Dio non si compra, lo si incontra!
Dopo averci condotto nel silenzio e nell’austerità del deserto, dove abbiamo saggiato la qualità della nostra libertà interiore, dopo essersi saliti sul monte Tabor, sul quale è stato manifestato cosa sarà l’uomo se segue Cristo, in questa terza domenica di Quaresima la liturgia ci conduce nel grandioso tempio di Gerusalemme, per fare luce sulla nostra idea di Dio e sul rapporto che abbiamo instaurato con lui.
Gesù sta percorrendo il grande cortile dei gentili, cioè quella area accessibile ai pagani che desideravano incontrare scribi e sacerdoti per conoscere il Dio di Israele. Proprio in quello spazio facevano i loro affari i venditori di animali per i sacrifici rituali e i cambiavalute, le offerte per il tempio, infatti, dovevano essere fatte con una speciale moneta, non certo con quella che aveva impresso il volto dell’imperatore di Roma.
Si può immaginare la baraonda e la ressa che regnava in quel luogo che, al contrario, doveva preparare alla preghiera e all’incontro con il mistero di Dio. Ma più che la confusione e il vociare scomposto Gesù è infastidito dal commercio che si è creato e dalla mentalità che ne consegue: l’idea, cioè, che Dio sia in vendita, che, attraverso un sacrificio o un’offerta in denaro, si possa piegare o manipolare il volere divino ai propri limitati orizzonti umani.
Dio lo si incontra, non lo si compra!
Una delle grandi tentazioni dell’uomo di ogni tempo è quella di cercare di ingabbiare Dio, di addomesticarlo: Egli diventa una sorta di assicuratore che garantisce un futuro tranquillo e prospero. Prego, mi comporto bene, faccio le mie offerte alla Chiesa, accendo le mie belle candeline dinanzi alla Madonna però, poi, il Signore deve proteggermi, deve assecondare i miei progetti, le mie aspettative e desideri. Per certi versi siamo ancora legati all’antica mentalità del mondo pagano romano: “do ut des”, offro per ricevere. La divinità va placata, va ammansita, va rabbonita attraverso dei sacrifici, delle elargizioni in denaro, anche attraverso il proprio impegno morale: faccio il bravo, evito di fare dei peccati così il Signore non mi punisce, anzi mi premia!

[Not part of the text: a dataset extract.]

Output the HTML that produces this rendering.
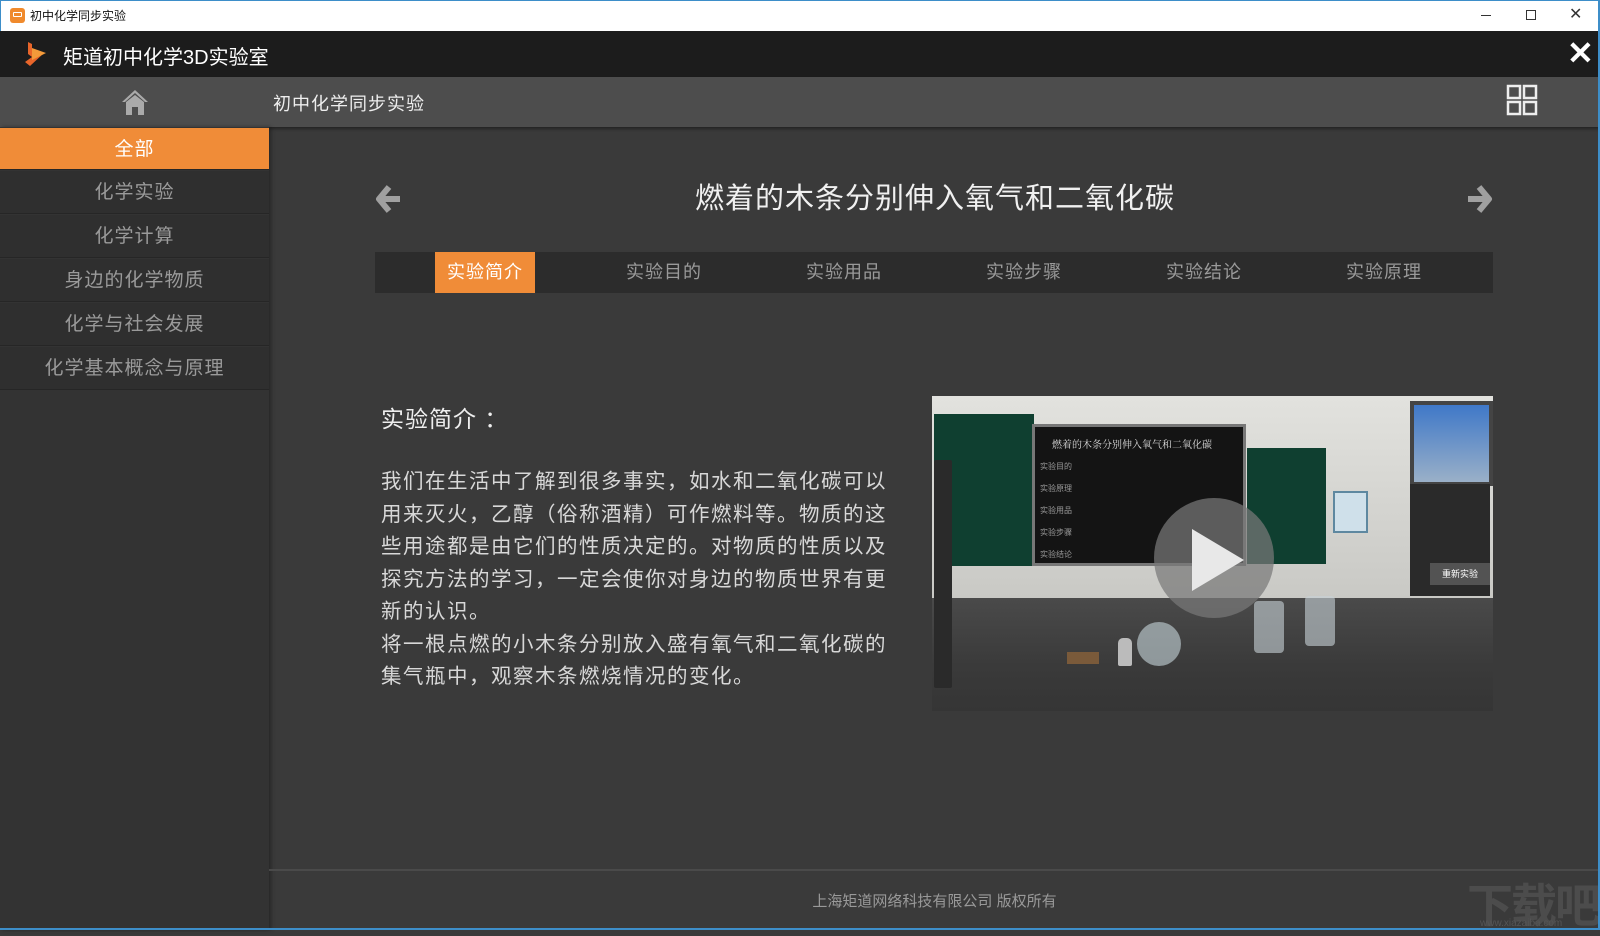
<!DOCTYPE html>
<html><head><meta charset="utf-8"><style>
*{margin:0;padding:0;box-sizing:border-box}
body{width:1600px;height:930px;overflow:hidden;background:#3a3a3a;font-family:"Liberation Sans","Noto Sans CJK SC",sans-serif;position:relative}
.abs{position:absolute}
#tb{left:0;top:0;width:1600px;height:31px;background:#fff;border:1px solid #3d8ec9;border-bottom:none}
#hd{left:0;top:31px;width:1600px;height:46px;background:#1c1c1c}
#nav{left:0;top:77px;width:1600px;height:50px;background:#4d4d4d;box-shadow:0 2px 3px rgba(0,0,0,.4)}
#side{left:0;top:127px;width:269px;height:803px;background:#333;box-shadow:2px 0 4px rgba(0,0,0,.35)}
.it{position:absolute;left:0;width:269px;height:43px;background:#2f2f2f;color:#9a9a9a;font-size:19px;letter-spacing:1px;text-align:center;line-height:43px;border-bottom:1px solid #262626}
.tab{position:absolute;top:0;height:41px;line-height:41px;font-size:18px;letter-spacing:1px;color:#9a9a9a;text-align:center;width:100px}
p.t{position:absolute;left:381px;top:466px;width:510px;font-size:20.5px;letter-spacing:1.5px;line-height:32.5px;color:#d8d8d8}
</style></head><body>
<div id="tb" class="abs">
 <div class="abs" style="left:9px;top:7px;width:15px;height:15px;background:#f08a2c;border-radius:3px"><div style="margin:4px 3px;width:9px;height:5px;border:1px solid #fff;border-radius:1px"></div></div>
 <div class="abs" style="left:29px;top:6px;font-size:12px;color:#111">初中化学同步实验</div>
 <div class="abs" style="left:1480px;top:14px;width:10px;height:1px;background:#333"></div>
 <div class="abs" style="left:1525px;top:9px;width:10px;height:10px;border:1px solid #333"></div>
 <div class="abs" style="left:1568px;top:3px;font-size:16px;color:#333">✕</div>
</div>
<div id="hd" class="abs">
 <svg class="abs" style="left:22px;top:9px" width="28" height="28" viewBox="0 0 28 28"><path d="M6 2 L10 4 L10 14 L22 13 L8 26 L3 22 L10 17 L6 14Z" fill="#e8652a"/><path d="M10 8 L24 13 L10 20Z" fill="#f39a3a"/></svg>
 <div class="abs" style="left:63px;top:10px;font-size:20px;color:#fff">矩道初中化学3D实验室</div>
 <div class="abs" style="left:1567px;top:3px;font-size:32px;color:#fff;font-weight:bold">✕</div>
</div>
<div id="nav" class="abs">
 <svg class="abs" style="left:120px;top:10px" width="30" height="30" viewBox="0 0 30 30"><path d="M15 3 L28 15 L25 15 L15 6 L5 15 L2 15Z" fill="#aaa"/><path d="M6 15 L15 8 L24 15 L24 28 L18 28 L18 20 L12 20 L12 28 L6 28Z" fill="#aaa"/></svg>
 <div class="abs" style="left:273px;top:13px;font-size:18px;letter-spacing:1px;color:#eee">初中化学同步实验</div>
 <svg class="abs" style="left:1506px;top:7px" width="32" height="32" viewBox="0 0 32 32" fill="none" stroke="#eee" stroke-width="2.5"><rect x="2" y="2" width="12" height="12"/><rect x="18" y="2" width="12" height="12"/><rect x="2" y="18" width="12" height="12"/><rect x="18" y="18" width="12" height="12"/></svg>
</div>
<div id="side" class="abs">
 <div class="it" style="top:1px;background:#f08c38;color:#fff;height:42px">全部</div>
 <div class="it" style="top:44px">化学实验</div>
 <div class="it" style="top:88px">化学计算</div>
 <div class="it" style="top:132px">身边的化学物质</div>
 <div class="it" style="top:176px">化学与社会发展</div>
 <div class="it" style="top:220px">化学基本概念与原理</div>
</div>
<svg class="abs" style="left:375px;top:184px" width="28" height="30" viewBox="0 0 28 30"><path d="M14 3 L4 15 L14 27 M4 15 L25 15" stroke="#a0a0a0" stroke-width="6" fill="none" stroke-linejoin="round"/></svg>
<svg class="abs" style="left:1465px;top:184px" width="28" height="30" viewBox="0 0 28 30"><path d="M14 3 L24 15 L14 27 M24 15 L3 15" stroke="#a0a0a0" stroke-width="6" fill="none" stroke-linejoin="round"/></svg>
<div class="abs" style="left:600px;top:175px;width:670px;text-align:center;font-size:29px;letter-spacing:1px;color:#f0f0f0">燃着的木条分别伸入氧气和二氧化碳</div>
<div class="abs" style="left:375px;top:252px;width:1118px;height:41px;background:#2c2c2c">
 <div class="tab" style="left:60px;background:#f08c38;color:#fff">实验简介</div>
 <div class="tab" style="left:239px">实验目的</div>
 <div class="tab" style="left:419px">实验用品</div>
 <div class="tab" style="left:599px">实验步骤</div>
 <div class="tab" style="left:779px">实验结论</div>
 <div class="tab" style="left:959px">实验原理</div>
</div>
<div class="abs" style="left:381px;top:400px;font-size:23px;letter-spacing:1px;color:#eee">实验简介 ：</div>
<p class="t">我们在生活中了解到很多事实，如水和二氧化碳可以用来灭火，乙醇（俗称酒精）可作燃料等。物质的这些用途都是由它们的性质决定的。对物质的性质以及探究方法的学习，一定会使你对身边的物质世界有更新的认识。<br>将一根点燃的小木条分别放入盛有氧气和二氧化碳的集气瓶中，观察木条燃烧情况的变化。</p>
<div class="abs" style="left:932px;top:396px;width:561px;height:315px;background:#d4d4d0;overflow:hidden">
 <div class="abs" style="left:0;top:0;width:561px;height:210px;background:linear-gradient(#e2e2de,#c8c8c4)"></div>
 <div class="abs" style="left:0;top:202px;width:561px;height:113px;background:linear-gradient(#4a4a4a,#3a3a3a 60%,#353535)"></div>
 <div class="abs" style="left:2px;top:18px;width:100px;height:152px;background:#0f3f30"></div>
 <div class="abs" style="left:100px;top:28px;width:214px;height:142px;background:#141414;border:3px solid #777"></div>
 <div class="abs" style="left:120px;top:40px;font-size:10px;color:#ddd;font-family:'Noto Serif CJK SC',serif">燃着的木条分别伸入氧气和二氧化碳</div>
 <div class="abs" style="left:108px;top:60px;font-size:8px;color:#999;line-height:22px;width:40px">实验目的<br>实验原理<br>实验用品<br>实验步骤<br>实验结论</div>
 <div class="abs" style="left:315px;top:52px;width:79px;height:116px;background:#0f3f30"></div>
 <div class="abs" style="left:401px;top:95px;width:35px;height:42px;background:#cfe0ea;border:2px solid #5e88a0"></div>
 <div class="abs" style="left:478px;top:5px;width:83px;height:85px;background:linear-gradient(#3f78c8,#9ab0c8);border:4px solid #444"></div>
 <div class="abs" style="left:478px;top:88px;width:80px;height:112px;background:#2a2a2a"></div>
 <div class="abs" style="left:498px;top:167px;width:60px;height:22px;background:rgba(90,90,90,.85);color:#fff;font-size:9px;line-height:22px;text-align:center">重新实验</div>
 <div class="abs" style="left:2px;top:64px;width:18px;height:228px;background:#2a2a2a;border-radius:2px"></div>
 <div class="abs" style="left:135px;top:256px;width:32px;height:12px;background:#7a5a3a"></div>
 <div class="abs" style="left:186px;top:242px;width:14px;height:28px;background:#bbb;border-radius:5px 5px 2px 2px"></div>
 <div class="abs" style="left:205px;top:226px;width:44px;height:44px;background:rgba(200,215,220,.6);border-radius:50%"></div>
 <div class="abs" style="left:322px;top:205px;width:30px;height:52px;background:rgba(200,210,215,.6);border-radius:4px"></div>
 <div class="abs" style="left:373px;top:200px;width:30px;height:50px;background:rgba(200,210,215,.6);border-radius:4px"></div>
 <div class="abs" style="left:222px;top:102px;width:120px;height:120px;border-radius:50%;background:rgba(120,120,120,.72)"></div>
 <svg class="abs" style="left:258px;top:131px" width="56" height="66" viewBox="0 0 56 66"><path d="M2 2 L54 33 L2 64Z" fill="#e8e8e8"/></svg>
</div>
<div class="abs" style="left:269px;top:869px;width:1331px;height:2px;background:#4a4a4a"></div>
<div class="abs" style="left:269px;top:890px;width:1331px;text-align:center;font-size:15px;color:#999">上海矩道网络科技有限公司 版权所有</div>
<div class="abs" style="left:1467px;top:870px;font-size:46px;color:#4c4c4c;font-weight:bold;letter-spacing:-2px">下载吧</div>
<div class="abs" style="left:1480px;top:918px;font-size:10px;color:#555">www.xiazaiba.com</div>
<div class="abs" style="left:1598px;top:0;width:2px;height:930px;background:#3d8ec9"></div>
<div class="abs" style="left:0;top:928px;width:1600px;height:2px;background:#3d8ec9"></div>
</body></html>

Gesù rifiuta tutto questo perché il Dio che viene ad annunciare non mercanteggia il suo amore, non vende assicurazioni sulla vita, non concede attestati di benemerenza. Dio ama al di là del merito, delle opere buone che compiano, degli atteggiamenti virtuosi che osserviamo.
Dobbiamo imparare a ribaltare quella becera e infruttuosa visione moralistica che è stata inculcata a tante generazioni di credenti: il cristiano non si comporta bene per conquistare la benevolenza di Dio e meritare il Paradiso, ma tenta di vivere “evangelicamente” perché ha scoperto di essere amato immeritatamente e preventivamente e di aver già assicurato un posto nel Regno dei Cieli. La morale cristiana non può e non deve essere alimentata dalla paura – ci può essere un amore sostenuto dalla paura? -, ma dalla gratitudine, dallo stupore, dall’incanto!
C’è anche un’altra subdola tentazione oltre a quella di voler comprare Dio ed è quella di sfidarlo! Subito dopo il clamoroso gesto della cacciata dei mercanti dal tempio, i giudei pretendono da Gesù un segno che dica la sua autorità, un biglietto da visita che mostri i suoi titoli divini!
Non facciamo così anche noi? Nei momenti di prova o dinanzi a scelte difficili non scrutiamo minacciosi il Cielo pretendendo da Dio una prova tangibile della sua presenza, una risposta chiara che diradi le tante nubi del dubbio? Quante volte ci siamo detti o abbiamo sentito dire: “Se il Signore è buono perché non si manifesta chiaramente nella mia vita?”.
Gesù rifiuta questa visione delle cose: egli non vuole imporre Dio con la forza dell’evidenza, ma attraverso la logica dell’amore! Per questo l’unico segno che è disposto a concedere è quello, tanto inevidente quanto potente, della risurrezione. Nessuno ha assistito a quell’evento prodigioso, ma molti, ritornando in loro stessi e interrogando seriamente il loro cuore, ne hanno gustato gli effetti, le conseguenze. Dio non offre bacchette magiche che deresponsabilizzano, ma alleanze che chiedono all’uomo un contributo di abbandono, di fiducia, di impegno.